▸ Information supplied
************

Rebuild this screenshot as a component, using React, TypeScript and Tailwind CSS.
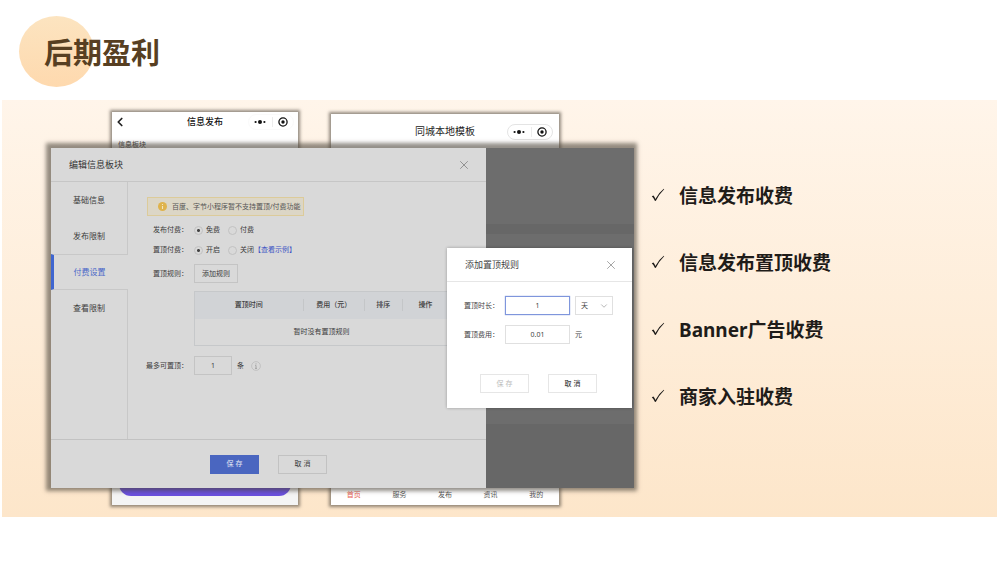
import type { ReactNode } from "react";
import { ChevronDown, ChevronLeft, X } from "lucide-react";

const benefits = ["信息发布收费", "信息发布置顶收费", "Banner广告收费", "商家入驻收费"];
const sections = ["基础信息", "发布限制", "付费设置", "查看限制"];
const tabs = ["首页", "服务", "发布", "资讯", "我的"];

const frameShadow = "shadow-[0_0_3px_2px_rgba(75,68,58,0.6)]";

function Tick() {
  return (
    <svg viewBox="0 0 14 14" className="w-3.5 h-3.5 mb-1 shrink-0" aria-hidden="true">
      <path d="M0.8 8.2 L2.4 7.4 Q3.6 8.8 4.4 11 Q7.8 4.6 12.8 0.8 L13.2 1.2 Q8 6.2 4.9 12.8 L4 13 Q2.6 9.8 0.8 8.2Z" fill="#1c1a18" />
    </svg>
  );
}

function Capsule({ outlined = false }: { outlined?: boolean }) {
  return (
    <div className={`flex items-center justify-between w-[46px] h-4 px-[5px] rounded-full border ${outlined ? "border-[#e4e4e4]" : "border-[#fafafa]"}`}>
      <svg viewBox="0 0 12 6" className="w-3 h-1.5" fill="#111" aria-hidden="true">
        <circle cx="1.6" cy="3" r="1.1" />
        <circle cx="6" cy="3" r="2" />
        <circle cx="10.4" cy="3" r="1.1" />
      </svg>
      <span className="w-px h-2.5 bg-[#ececec]" />
      <svg viewBox="0 0 10 10" className="w-2.5 h-2.5" aria-hidden="true">
        <circle cx="5" cy="5" r="4.1" fill="none" stroke="#111" strokeWidth="1.3" />
        <circle cx="5" cy="5" r="1.7" fill="#111" />
      </svg>
    </div>
  );
}

function PublishPhone() {
  return (
    <div className={`flex flex-col w-[186px] bg-[#f4f4f4] ${frameShadow}`}>
      <div className="bg-white pb-5">
        <div className="relative flex items-center justify-between h-5 pl-px">
          <button type="button" aria-label="返回">
            <ChevronLeft className="w-3.5 h-3.5 text-[#222]" strokeWidth={3} />
          </button>
          <h2 className="absolute inset-x-0 text-center text-[9px] font-medium text-[#111] pointer-events-none">信息发布</h2>
          <div className="pr-1"><Capsule /></div>
        </div>
        <p className="mt-2 pl-1.5 text-[7px] leading-[10px] text-[#444]">信息板块</p>
      </div>
      <button type="button" className="mt-auto mx-[7px] mb-[9px] h-6 rounded-full bg-[#6a50de] text-white text-[7px] leading-[10px]">
        立即发布
      </button>
    </div>
  );
}

function HomePhone() {
  return (
    <div className={`flex flex-col flex-1 mt-0.5 bg-white ${frameShadow}`}>
      <div className="relative flex items-center justify-end h-[35px] pr-1.5">
        <h2 className="absolute inset-x-0 text-center text-[10px] text-[#222]">同城本地模板</h2>
        <Capsule outlined />
      </div>
      <nav className="mt-auto flex pb-[5px]">
        {tabs.map((t, i) => (
          <a key={t} href="#" className={`flex-1 text-center text-[7px] leading-[10px] ${i === 0 ? "text-[#e8604f]" : "text-[#555]"}`}>
            {t}
          </a>
        ))}
      </nav>
    </div>
  );
}

function Row({ label, htmlFor, className = "h-5", children }: { label: string; htmlFor?: string; className?: string; children: ReactNode }) {
  return (
    <div className={`flex items-center ${className}`}>
      <label htmlFor={htmlFor} className="w-[60px] mr-1.5 shrink-0 text-right whitespace-nowrap">{label}：</label>
      {children}
    </div>
  );
}

function Radio({ name, label, checked = false }: { name: string; label: string; checked?: boolean }) {
  return (
    <label className="flex items-center gap-[3px]">
      <input
        type="radio"
        name={name}
        defaultChecked={checked}
        className="appearance-none w-[9px] h-[9px] rounded-full border border-[#c2c2c2] checked:bg-[radial-gradient(circle,#444_1px,transparent_2px)]"
      />
      {label}
    </label>
  );
}

function SettingsPanel() {
  return (
    <section className="flex flex-col flex-1 min-w-0 bg-[#d9d9d9] text-[7px] leading-[10px] text-[#3c3c3c]">
      <header className="flex items-center justify-between h-[34px] pl-[18px] pr-[15px] border-b border-[#c6c6c6]">
        <h2 className="text-[9px] text-[#333]">编辑信息板块</h2>
        <button type="button" aria-label="关闭">
          <X className="w-3.5 h-3.5 text-[#888]" strokeWidth={1.5} />
        </button>
      </header>

      <div className="flex">
        <nav className="flex flex-col w-[77px] shrink-0 text-[8px]">
          {sections.map((s) => (
            <a
              key={s}
              href="#"
              className={`flex items-center justify-center h-9 ${s === "付费设置" ? "border-y border-y-[#c8c8c8] border-l-[3px] border-l-[#3f66d0] pr-[3px] text-[#4a68c8]" : "border-r border-[#c8c8c8]"}`}
            >
              {s}
            </a>
          ))}
          <div className="flex-1 border-r border-[#c8c8c8]" />
        </nav>

        <form className="flex-1 min-w-0 pt-[15px] pb-16">
          <div className="flex items-center gap-[5px] w-fit h-[19px] ml-[19px] pl-2.5 pr-0.5 mb-1 border border-[#dccb9a] bg-[#dcd6c6] whitespace-nowrap text-[#555]">
            <svg viewBox="0 0 10 10" className="w-[9px] h-[9px]" aria-hidden="true">
              <circle cx="5" cy="5" r="5" fill="#dfb34c" />
              <path d="M5 2.2v1.2M5 4.4v3.4" stroke="#f3e6c0" strokeWidth="1.2" />
            </svg>
            百度、字节小程序暂不支持置顶/付费功能
          </div>
          <Row label="发布付费">
            <div className="flex gap-2">
              <Radio name="publish" label="免费" checked />
              <Radio name="publish" label="付费" />
            </div>
          </Row>
          <Row label="置顶付费">
            <div className="flex gap-2">
              <Radio name="top" label="开启" checked />
              <Radio name="top" label="关闭" />
            </div>
            <a href="#" className="text-[#3e55c4]">【查看示例】</a>
          </Row>
          <Row label="置顶规则" className="mt-1 h-[19px]">
            <button type="button" className="w-[44px] h-[19px] border border-[#c4c4c4]">添加规则</button>
          </Row>
          <div className="mt-2 ml-[66px] mr-[37px]">
            <table className="w-full table-fixed border-collapse border border-[#c6c8ca] text-center">
              <colgroup>
                <col className="w-[43%]" />
                <col className="w-[24%]" />
                <col className="w-[15%]" />
                <col className="w-[18%]" />
              </colgroup>
              <thead className="bg-[#d1d3d6]">
                <tr className="h-[27px]">
                  {["置顶时间", "费用（元）", "排序", "操作"].map((h, i) => (
                    <th key={h} className="p-0 font-medium whitespace-nowrap">
                      <div className={`leading-[12px] ${i < 3 ? "border-r border-[#c4c6c8]" : ""}`}>{h}</div>
                    </th>
                  ))}
                </tr>
              </thead>
              <tbody>
                <tr className="h-[27px]">
                  <td colSpan={4} className="p-0">暂时没有置顶规则</td>
                </tr>
              </tbody>
            </table>
          </div>
          <Row label="最多可置顶" htmlFor="limit" className="mt-2.5 h-[19px]">
            <input id="limit" defaultValue="1" className="w-[38px] h-[19px] border border-[#c4c4c4] text-center" />
            <span className="mx-[5px]">条</span>
            <svg viewBox="0 0 10 10" className="ml-0.5 w-2.5 h-2.5" aria-hidden="true">
              <circle cx="5" cy="5" r="4.4" fill="none" stroke="#bdbdbd" strokeWidth="0.8" />
              <path d="M5 2.4v1M4.2 4.4H5v3M4 7.4h2" stroke="#999" strokeWidth="0.8" fill="none" />
            </svg>
          </Row>
        </form>
      </div>

      <footer className="flex items-center justify-center gap-[19px] h-[49px] border-t border-[#c2c2c2]">
        <button type="button" className="w-[49px] h-[19px] bg-[#4a66c0] text-[#e4e8f4]">保 存</button>
        <button type="button" className="w-[49px] h-[19px] border border-[#c2c2c2]">取 消</button>
      </footer>
    </section>
  );
}

function RuleDialog() {
  return (
    <div role="dialog" className="absolute right-0.5 top-[100px] w-[185px] bg-white text-[7px] leading-[10px] text-[#444] shadow-[0_0_3px_rgba(0,0,0,0.3)]">
      <header className="flex items-center justify-between h-[34px] pl-[18px] pr-3.5 border-b border-[#e6e6e6]">
        <h2 className="text-[9px] text-[#444]">添加置顶规则</h2>
        <button type="button" aria-label="关闭">
          <X className="w-3.5 h-3.5 text-[#999]" strokeWidth={1.5} />
        </button>
      </header>
      <form className="flex flex-col gap-2.5 pt-3.5 pb-[15px] pl-[17px]">
        <div className="flex items-center">
          <label htmlFor="duration" className="mr-1.5">置顶时长：</label>
          <input id="duration" defaultValue="1" className="w-[65px] h-[19px] border border-[#7f96dc] text-center shadow-[0_0_1px_#7f96dc]" />
          <div className="relative ml-[5px]">
            <select aria-label="天" className="appearance-none w-[38px] h-[19px] pl-[5px] border border-[#e0e0e0] bg-white">
              <option>天</option>
            </select>
            <ChevronDown className="absolute right-1 top-[5px] w-2.5 h-2.5 text-[#aaa] pointer-events-none" strokeWidth={2} />
          </div>
        </div>
        <div className="flex items-center">
          <label htmlFor="price" className="mr-1.5">置顶费用：</label>
          <input id="price" defaultValue="0.01" className="w-[65px] h-[19px] border border-[#e0e0e0] text-center" />
          <span className="ml-[5px]">元</span>
        </div>
        <div className="flex gap-[19px] mt-5 pl-4">
          <button type="button" disabled className="w-[49px] h-[19px] border border-[#e6e6e6] text-[#bbb]">保 存</button>
          <button type="button" className="w-[49px] h-[19px] border border-[#e6e6e6] font-medium">取 消</button>
        </div>
      </form>
    </div>
  );
}

export default function App() {
  return (
    <main lang="zh-CN" className="min-h-screen bg-white font-['Noto_Sans','Noto_Sans_CJK_SC',sans-serif]">
      <header className="relative flex items-center h-[100px] pl-11 pt-1">
        <div className="absolute left-[19px] top-4 w-[75px] h-[71px] rounded-[50%] bg-linear-to-b from-[#fce4c0] to-[#fed9ae]" />
        <h1 className="relative text-[29px] leading-none font-bold text-[#573f22]">后期盈利</h1>
      </header>

      <div className="flex ml-0.5 mr-[3px] pl-[49px] py-3 bg-linear-to-b from-[#fff5ea] to-[#fde6ca]">
        <div className="relative flex-1 min-w-[583px] pt-9 pb-[17px]">
          <div className="absolute inset-0 flex gap-[33px] pl-[61px] pr-[75px]">
            <PublishPhone />
            <HomePhone />
          </div>
          <div className="relative flex shadow-[-1px_-1px_4px_4px_rgba(75,68,58,0.6)]">
            <SettingsPanel />
            <div className="flex flex-col w-[148px] bg-[#6d6d6d]">
              <div className="mt-[76px] h-2.5 bg-[#676767]" />
              <div className="mt-auto h-16 bg-[#676767]" />
            </div>
            <RuleDialog />
          </div>
        </div>

        <ul className="flex flex-col gap-10 w-[363px] shrink-0 pl-[17px] pt-[71px] text-[19px] leading-[27px] font-bold text-[#1f1c19]">
          {benefits.map((b) => (
            <li key={b} className="flex items-center gap-3.5">
              <Tick />
              {b}
            </li>
          ))}
        </ul>
      </div>
    </main>
  );
}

************

▸ Work to be completed
Could the lines from the top of the material through the line with "ChevronDown, ChevronLeft, X" be repeated exactly, pictures left out?

▸ Reply
Rebuild this screenshot as a component, using React, TypeScript and Tailwind CSS.
import type { ReactNode } from "react";
import { ChevronDown, ChevronLeft, X } from "lucide-react";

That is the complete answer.